Does Closing a Store Credit Card Hurt?
Considering closing a store credit card? Understand the complete financial picture and make an informed decision for your financial future.
Considering closing a store credit card? Understand the complete financial picture and make an informed decision for your financial future.
A store credit card is a financial product issued by a specific retailer, often in partnership with a bank, which allows consumers to make purchases at that particular store or its affiliated brands. These cards function as a form of revolving credit, similar to general-purpose credit cards, enabling users to buy items and pay down the balance over time. Many consumers consider closing these cards, prompting questions about the potential effects on their financial standing. This article explores the various factors involved in deciding whether to close a store credit card.
Closing a store credit card can influence several components of your credit score, as scoring models evaluate various aspects of your credit behavior. One significant factor is credit utilization, which represents the amount of credit you are using compared to your total available credit across all your accounts. When a card is closed, its credit limit is removed from your total available credit. If your outstanding balances on other cards remain the same, this reduction in total available credit can increase your credit utilization ratio, potentially lowering your score. Keeping your credit utilization below 30% is generally recommended to maintain a favorable credit score.
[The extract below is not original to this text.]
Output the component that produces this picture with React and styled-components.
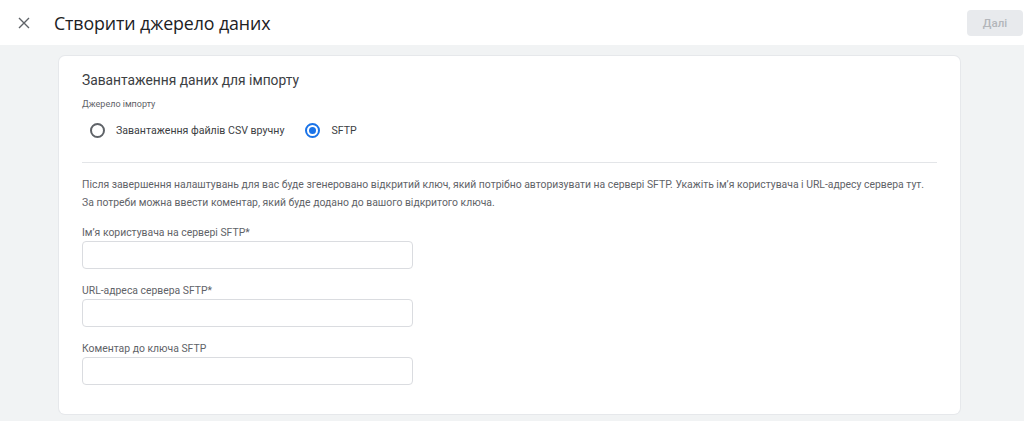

The length of your credit history also plays a role in credit scoring, often accounting for approximately 15% of your score. Closing an older account can shorten the average age of all your credit accounts. However, accounts closed in good standing typically remain on your credit report for up to 10 years and continue to be factored into the average age calculation during that period.
Your credit mix, which refers to the diversity of your credit accounts like installment loans and revolving credit, is another component of your credit score. While having a variety of credit types can be beneficial, closing a single revolving account is unlikely to significantly impact a well-established credit mix, especially if you have other credit cards or loans. Credit mix usually accounts for a smaller portion of your overall score, around 10%. Payment history remains on your credit report regardless of whether an account is open or closed, so closing a card does not erase past payment behavior.
The impact on your credit score from closing a store credit card depends on individual circumstances. For instance, closing a recently opened card with a low limit will likely have less effect than closing an old card with a high limit that significantly contributes to your total available credit. While a temporary dip in score may occur, especially due to changes in credit utilization, the long-term effect can be minimal if other accounts are managed responsibly.
Closing a store credit card can have several practical financial implications. If the card carries an annual fee, closing the account eliminates this recurring expense, leading to direct savings. While many store cards do not have annual fees, some co-branded cards might, with average annual fees for credit cards generally ranging from $94 to $157. Eliminating unnecessary fees can free up funds for other financial goals.
Having an open store credit card, particularly one that offers frequent discounts or promotions, can inadvertently encourage impulse purchases or overspending. Closing such a card can remove this temptation, helping to foster more disciplined spending habits and potentially prevent the accumulation of debt. The average interest rate on store cards can be higher than general credit cards, nearing 31% in some cases, making it important to manage debt on these accounts.
However, closing a card means forfeiting any unredeemed rewards, loyalty points, or unused discounts associated with that specific retailer. Cardholders should redeem any accumulated benefits before initiating a closure to maximize their value. Additionally, closing a card simplifies your financial life by reducing the number of accounts you need to manage and monitor.
If the store credit card has an outstanding balance, pay off the entire amount before closing the account. Closing a card with a balance means interest charges will continue to accrue, and you lose the benefit of the available credit limit contributing to your utilization ratio. Paying down the balance to zero ensures you avoid future interest payments and potential negative marks on your credit report.
Deciding whether to close a store credit card involves weighing potential benefits against drawbacks. Consider the card’s annual fee, its age, and its credit limit. Assess your usage patterns: Do you frequently use the card, or does it primarily sit dormant? If the card encourages overspending or impulse purchases, closing it could support better financial discipline. Check if you carry a high balance on the card; paying it off before closing is important to avoid continued interest accrual and negative credit implications.
You might consider keeping a store credit card if it is a very old account with a high credit limit and a zero balance, especially if it does not have an annual fee. Such a card contributes positively to your credit history and overall available credit. If you use the card responsibly and pay it off in full each month, it can continue to support a strong credit profile.
Conversely, closing a store credit card might be a suitable option if it has a high annual fee, is rarely used, or consistently tempts you to overspend. It may also be advisable to close cards that were recently opened or have low credit limits, as their impact on your credit score is generally less significant. If you are debt-free on the card and wish to simplify your financial management, closure can be a reasonable step.
When you decide to close a store credit card, take specific steps. Redeem any accumulated rewards or discounts. Pay off any outstanding balance in full. Contact the card issuer directly to formally request the account closure and confirm that the account will be reported as “closed by cardholder” to the credit bureaus. After a few weeks, obtain copies of your credit reports from each of the three major credit bureaus to verify that the account is accurately reported as closed and that there are no remaining balances or errors.